I haven't read Weird and Eerie, though I'd recommend A Theory of Adaptation edited by Linda Hutcheon. It's an academic compilation focused on adaptation in fiction and blends the more accessible with the complicated academic well. Also, adaptations are one of the common discussion topics on the net, so it's a very useful book.


thingamajig on 27 Oct 20 said:

Neat! I'll definitely look into that compilation then.


Cliff Excellent on 02 Nov 20 said:

I think a lot about how works of critique and creative advice make assumptions on what the audience is likely to have already seen or read.

Mostly I think about how I once read a book of writing advice where a major part of it operated under the assumption that the reader has not only seen Kung Fu Panda, but seen it recently enough to remember the plot. As someone who does not remember the plot of Kung Fu Panda, I found this baffling.

Working out which media you can use as a reference point without having to introduce it first is difficult but I feel that wherever the line is, Kung Fu Panda is way over it.


Gabriel on 02 Nov 20 said:

Certain work, like say a whole book dedicated to a single piece or creator can get away with it, but outside of that, the balance is very hard. You've just got to pick your battles because you can't, particularly in the age of the internet, know what your audience is going to ultimately be.

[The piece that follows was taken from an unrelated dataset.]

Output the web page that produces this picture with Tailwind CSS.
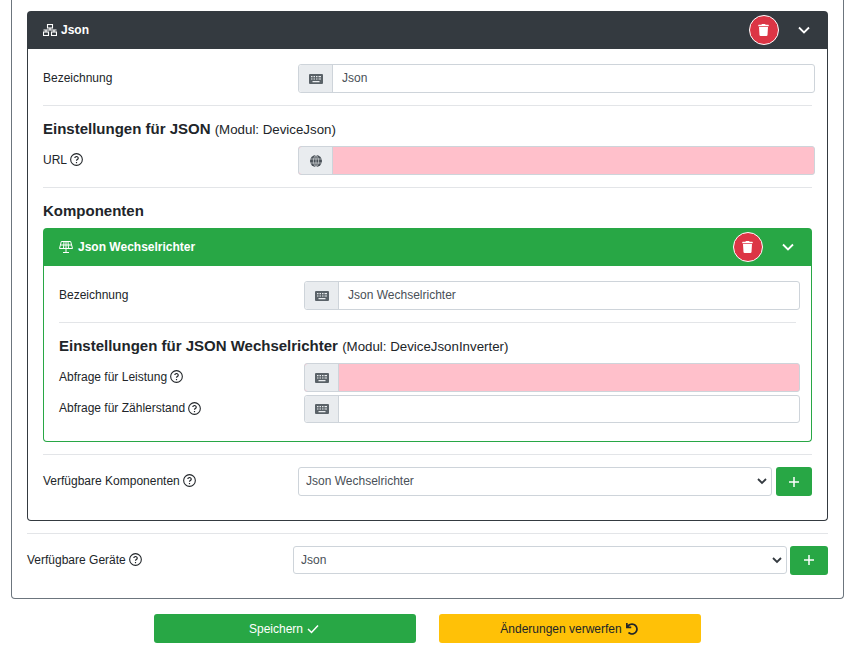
<!DOCTYPE html>
<html lang="de">
<head>
<meta charset="utf-8">
<title>Json</title>
<script src="https://cdn.jsdelivr.net/npm/@tailwindcss/browser@4"></script>
</head>
<body class="bg-white">
<div class="h-[657px] w-[865px] overflow-hidden font-['Liberation_Sans',Arial,sans-serif] text-[12px] text-[#212529]">
  <div class="ml-[11px] w-[833px] rounded-b-[4px] border-x border-b border-[#6c757d] px-[15px] pt-[11px] pb-[24px]">
    <!-- device card -->
    <section>
      <header class="flex h-[38px] items-center rounded-t-[4px] bg-[#343a40] pr-[15px] pl-[16px] font-bold text-white">
        <svg class="h-[12px] w-[14px]" viewBox="0 0 14 12" fill="none" stroke="currentColor" stroke-width="1.1"><rect x="4.500" y=".5" width="5" height="3.500"/><rect x=".5" y="8" width="5" height="3.500"/><rect x="8.500" y="8" width="5" height="3.500"/><path d="M7 4v2M.5 6h13M3 6v2M11 6v2"/></svg>
        <span class="mb-[1px] ml-[4px]">Json</span>
        <button class="ml-auto flex size-[30px] items-center justify-center rounded-full border border-white bg-[#dc3545]">
          <svg class="mr-[1px] h-[12px] w-[11px]" viewBox="0 0 448 512" fill="white"><path d="M432 32H312l-9.4-18.7A24 24 0 0 0 281.1 0H166.8a23.72 23.72 0 0 0-21.4 13.3L136 32H16A16 16 0 0 0 0 48v32a16 16 0 0 0 16 16h416a16 16 0 0 0 16-16V48a16 16 0 0 0-16-16zM53.2 467a48 48 0 0 0 47.9 45h245.8a48 48 0 0 0 47.9-45L416 128H32z"/></svg>
        </button>
        <svg class="mr-[3px] ml-[19px] h-[8px] w-[12px]" viewBox="0 0 12 8" fill="none" stroke="white" stroke-width="1.8"><path d="M1 1.500l5 5 5-5"/></svg>
      </header>
      <div class="rounded-b-[4px] border-x border-b border-[#343a40] px-[15px] pt-[15px] pb-[24px]">
        <div class="flex h-[29px] items-center">
          <label class="mb-[2px] w-[255px] shrink-0">Bezeichnung</label>
          <div class="-mr-[3px] flex h-full flex-1 rounded-[3px] border border-[#ced4da]">
            <span class="flex w-[34px] shrink-0 items-center justify-center rounded-l-[3px] border-r border-[#ced4da] bg-[#e9ecef]">
              <svg class="h-[10px] w-[14px]" viewBox="0 0 14 10" fill="#5a6268"><path fill-rule="evenodd" d="M1 0h12a1 1 0 0 1 1 1v8a1 1 0 0 1-1 1H1a1 1 0 0 1-1-1V1a1 1 0 0 1 1-1zm1 2v1.2h1.500V2zm2.500 0v1.2H6V2zM7 2v1.2h1.500V2zm2.500 0v1.2H12V2zM2 4.400v1.200h1.500V4.400zm2.500 0v1.200H6V4.400zm2.500 0v1.200h1.500V4.400zm2.500 0v1.200H12V4.400zM3.500 7v1.200h7V7z"/></svg>
            </span>
            <span class="flex flex-1 items-center pb-[2px] pl-[9px] text-[#495057]">Json</span>
          </div>
        </div>
        <hr class="my-[12px] border-t border-[#e3e5e8]">
        <h3 class="mt-[14px] mb-[8px] h-[18px] text-[15px] leading-[18px] font-bold">Einstellungen für JSON <span class="text-[13.3px] font-normal">(Modul: DeviceJson)</span></h3>
        <div class="flex h-[29px] items-center">
          <label class="mb-[2px] flex w-[255px] shrink-0 items-center gap-[3px]">URL
            <svg class="size-[13px]" viewBox="0 0 12 12" fill="none" stroke="#212529"><circle cx="6" cy="6" r="5.400"/><path d="M4.400 4.700a1.600 1.500 0 1 1 2.300 1.400c-.5.300-.7.500-.7 1" stroke-width="1.100"/><path d="M6 8.300v1.100" stroke-width="1.100"/></svg>
          </label>
          <div class="-mr-[3px] flex h-full flex-1 rounded-[3px] border border-[#ced4da] bg-[#ffc0cb]">
            <span class="flex w-[34px] shrink-0 items-center justify-center rounded-l-[3px] border-r border-[#ced4da] bg-[#e9ecef]">
              <svg class="size-[12px]" viewBox="0 0 12 12" fill="none"><circle cx="6" cy="6" r="6" fill="#495057"/><path d="M0 4h12M0 8h12M6 0v12M6 0c-3.500 3-3.500 9 0 12M6 0c3.500 3 3.500 9 0 12" stroke="#e9ecef" stroke-width=".6"/></svg>
            </span>
          </div>
        </div>
        <hr class="my-[12px] border-t border-[#e3e5e8]">
        <h3 class="mt-[14px] mb-[8px] h-[18px] text-[15px] leading-[18px] font-bold">Komponenten</h3>

        <!-- component card -->
        <section>
          <header class="flex h-[38px] items-center rounded-t-[4px] bg-[#28a745] pr-[15px] pl-[16px] font-bold text-white">
            <svg class="h-[12px] w-[14px]" viewBox="0 0 14 12" fill="none" stroke="currentColor" stroke-width="1"><path d="M2.300.5h9.400L13.500 7.500H.5zM1.500 4h11M5 .5l-.5 7M9 .5l.5 7M7 .5v11M4 11.500h6"/></svg>
            <span class="mb-[1px] ml-[5px]">Json Wechselrichter</span>
            <button class="ml-auto flex size-[30px] items-center justify-center rounded-full border border-white bg-[#dc3545]">
              <svg class="mr-[1px] h-[12px] w-[11px]" viewBox="0 0 448 512" fill="white"><path d="M432 32H312l-9.4-18.7A24 24 0 0 0 281.1 0H166.8a23.72 23.72 0 0 0-21.4 13.3L136 32H16A16 16 0 0 0 0 48v32a16 16 0 0 0 16 16h416a16 16 0 0 0 16-16V48a16 16 0 0 0-16-16zM53.2 467a48 48 0 0 0 47.9 45h245.8a48 48 0 0 0 47.9-45L416 128H32z"/></svg>
            </button>
            <svg class="mr-[3px] ml-[19px] h-[8px] w-[12px]" viewBox="0 0 12 8" fill="none" stroke="white" stroke-width="1.8"><path d="M1 1.500l5 5 5-5"/></svg>
          </header>
          <div class="rounded-b-[4px] border-x border-b border-[#28a745] px-[15px] pt-[15px] pb-[18px]">
            <div class="flex h-[29px] items-center">
              <label class="mb-[2px] w-[245px] shrink-0">Bezeichnung</label>
              <div class="-mr-[4px] flex h-full flex-1 rounded-[3px] border border-[#ced4da]">
                <span class="flex w-[34px] shrink-0 items-center justify-center rounded-l-[3px] border-r border-[#ced4da] bg-[#e9ecef]">
                  <svg class="h-[10px] w-[14px]" viewBox="0 0 14 10" fill="#5a6268"><path fill-rule="evenodd" d="M1 0h12a1 1 0 0 1 1 1v8a1 1 0 0 1-1 1H1a1 1 0 0 1-1-1V1a1 1 0 0 1 1-1zm1 2v1.2h1.500V2zm2.500 0v1.2H6V2zM7 2v1.2h1.500V2zm2.500 0v1.2H12V2zM2 4.400v1.200h1.500V4.400zm2.500 0v1.200H6V4.400zm2.500 0v1.200h1.500V4.400zm2.500 0v1.200H12V4.400zM3.500 7v1.200h7V7z"/></svg>
                </span>
                <span class="flex flex-1 items-center pb-[2px] pl-[9px] text-[#495057]">Json Wechselrichter</span>
              </div>
            </div>
            <hr class="my-[12px] border-t border-[#e3e5e8]">
            <h3 class="mt-[14px] mb-[8px] h-[18px] text-[15px] leading-[18px] font-bold">Einstellungen für JSON Wechselrichter <span class="text-[13.3px] font-normal">(Modul: DeviceJsonInverter)</span></h3>
            <div class="flex h-[29px] items-center">
              <label class="mb-[2px] flex w-[245px] shrink-0 items-center gap-[3px]">Abfrage für Leistung
                <svg class="size-[13px]" viewBox="0 0 12 12" fill="none" stroke="#212529"><circle cx="6" cy="6" r="5.400"/><path d="M4.400 4.700a1.600 1.500 0 1 1 2.300 1.400c-.5.300-.7.500-.7 1" stroke-width="1.100"/><path d="M6 8.300v1.100" stroke-width="1.100"/></svg>
              </label>
              <div class="-mr-[4px] flex h-full flex-1 rounded-[3px] border border-[#ced4da] bg-[#ffc0cb]">
                <span class="flex w-[34px] shrink-0 items-center justify-center rounded-l-[3px] border-r border-[#ced4da] bg-[#e9ecef]">
                  <svg class="h-[10px] w-[14px]" viewBox="0 0 14 10" fill="#5a6268"><path fill-rule="evenodd" d="M1 0h12a1 1 0 0 1 1 1v8a1 1 0 0 1-1 1H1a1 1 0 0 1-1-1V1a1 1 0 0 1 1-1zm1 2v1.2h1.500V2zm2.500 0v1.2H6V2zM7 2v1.2h1.500V2zm2.500 0v1.2H12V2zM2 4.400v1.200h1.500V4.400zm2.500 0v1.200H6V4.400zm2.500 0v1.200h1.500V4.400zm2.500 0v1.200H12V4.400zM3.500 7v1.200h7V7z"/></svg>
                </span>
              </div>
            </div>
            <div class="mt-[3px] flex h-[28px] items-center">
              <label class="mb-[2px] flex w-[245px] shrink-0 items-center gap-[3px]">Abfrage für Zählerstand
                <svg class="size-[13px]" viewBox="0 0 12 12" fill="none" stroke="#212529"><circle cx="6" cy="6" r="5.400"/><path d="M4.400 4.700a1.600 1.500 0 1 1 2.300 1.400c-.5.300-.7.500-.7 1" stroke-width="1.100"/><path d="M6 8.300v1.100" stroke-width="1.100"/></svg>
              </label>
              <div class="-mr-[4px] flex h-full flex-1 rounded-[3px] border border-[#ced4da]">
                <span class="flex w-[34px] shrink-0 items-center justify-center rounded-l-[3px] border-r border-[#ced4da] bg-[#e9ecef]">
                  <svg class="h-[10px] w-[14px]" viewBox="0 0 14 10" fill="#5a6268"><path fill-rule="evenodd" d="M1 0h12a1 1 0 0 1 1 1v8a1 1 0 0 1-1 1H1a1 1 0 0 1-1-1V1a1 1 0 0 1 1-1zm1 2v1.2h1.500V2zm2.500 0v1.2H6V2zM7 2v1.2h1.500V2zm2.500 0v1.2H12V2zM2 4.400v1.200h1.500V4.400zm2.500 0v1.200H6V4.400zm2.500 0v1.200h1.500V4.400zm2.500 0v1.200H12V4.400zM3.500 7v1.200h7V7z"/></svg>
                </span>
              </div>
            </div>
          </div>
        </section>
        <hr class="my-[12px] border-t border-[#e3e5e8]">
        <div class="flex h-[29px] items-center">
          <label class="mb-[2px] flex w-[255px] shrink-0 items-center gap-[3px]">Verfügbare Komponenten
            <svg class="size-[13px]" viewBox="0 0 12 12" fill="none" stroke="#212529"><circle cx="6" cy="6" r="5.400"/><path d="M4.400 4.700a1.600 1.500 0 1 1 2.300 1.400c-.5.300-.7.500-.7 1" stroke-width="1.100"/><path d="M6 8.300v1.100" stroke-width="1.100"/></svg>
          </label>
          <div class="relative h-full flex-1">
            <select class="h-full w-full appearance-none rounded-[3px] border border-[#ced4da] bg-white pb-[2px] pl-[7px] text-[#495057]"><option>Json Wechselrichter</option></select>
            <svg class="absolute top-[11px] right-[5px] h-[7px] w-[10px]" viewBox="0 0 10 7" fill="none" stroke="#343a40" stroke-width="1.800"><path d="M1 1l4 4 4-4"/></svg>
          </div>
          <button class="ml-[4px] flex h-full w-[36px] items-center justify-center rounded-[3px] bg-[#28a745]">
            <svg class="size-[10px]" viewBox="0 0 10 10" stroke="white" stroke-width="1.500"><path d="M5 0v10M0 5h10"/></svg>
          </button>
        </div>
      </div>
    </section>
    <hr class="my-[12px] border-t border-[#e3e5e8]">
    <div class="flex h-[28px] items-center">
      <label class="mb-[1px] flex w-[266px] shrink-0 items-center gap-[3px]">Verfügbare Geräte
        <svg class="size-[13px]" viewBox="0 0 12 12" fill="none" stroke="#212529"><circle cx="6" cy="6" r="5.400"/><path d="M4.400 4.700a1.600 1.500 0 1 1 2.300 1.400c-.5.300-.7.500-.7 1" stroke-width="1.100"/><path d="M6 8.300v1.100" stroke-width="1.100"/></svg>
      </label>
      <div class="relative h-full flex-1">
        <select class="h-full w-full appearance-none rounded-[3px] border border-[#ced4da] bg-white pl-[7px] text-[#495057]"><option>Json</option></select>
        <svg class="absolute top-[11px] right-[5px] h-[7px] w-[10px]" viewBox="0 0 10 7" fill="none" stroke="#343a40" stroke-width="1.800"><path d="M1 1l4 4 4-4"/></svg>
      </div>
      <button class="ml-[3px] flex h-[29px] w-[38px] items-center justify-center rounded-[3px] bg-[#28a745]">
        <svg class="size-[10px]" viewBox="0 0 10 10" stroke="white" stroke-width="1.500"><path d="M5 0v10M0 5h10"/></svg>
      </button>
    </div>
  </div>
  <div class="mt-[15px] flex justify-center gap-[23px] pr-[10px]">
    <button class="flex h-[29px] w-[262px] items-center justify-center gap-[4px] rounded-[3px] bg-[#28a745] pr-[2px] text-white">Speichern
      <svg class="h-[10px] w-[12px]" viewBox="0 0 12 10" fill="none" stroke="white" stroke-width="1.500"><path d="M1 5l3.500 3.500L11 1.500"/></svg>
    </button>
    <button class="flex h-[29px] w-[262px] items-center justify-center gap-[4px] rounded-[3px] bg-[#ffc107] pr-[2px] text-[#212529]">Änderungen verwerfen
      <svg class="size-[12px]" viewBox="0 0 512 512" fill="#212529"><path d="M212.333 224.333H12c-6.627 0-12-5.373-12-12V12C0 5.373 5.373 0 12 0h48c6.627 0 12 5.373 12 12v78.112C117.773 39.279 184.26 7.47 258.175 8.007c136.906.994 246.448 111.623 246.157 248.532C504.041 393.258 393.12 504 256.333 504c-64.089 0-122.496-24.313-166.51-64.215-5.099-4.622-5.334-12.554-.467-17.42l33.967-33.967c4.474-4.474 11.662-4.717 16.401-.525C170.76 415.336 211.58 432 256.333 432c97.268 0 176-78.716 176-176 0-97.267-78.716-176-176-176-58.496 0-110.28 28.476-142.274 72.333h98.274c6.627 0 12 5.373 12 12v48c0 6.627-5.373 12-12 12z"/></svg>
    </button>
  </div>
</div>
</body>
</html>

I write mine specifically to try to mix a few things here and there. There's a lot of informal speech, but I mix this with specific terminology, and there are a lot of references to broadly known material, but also some for more obscure work. The idea is to scaffold one to the other, so people can use the familiar base to explore the unfamiliar.

But again, maybe the 12 people who read these all don't know the one thing I think they do.

Generally, if the detail is small and part of your argument, you can get away with a sentence of basic framing.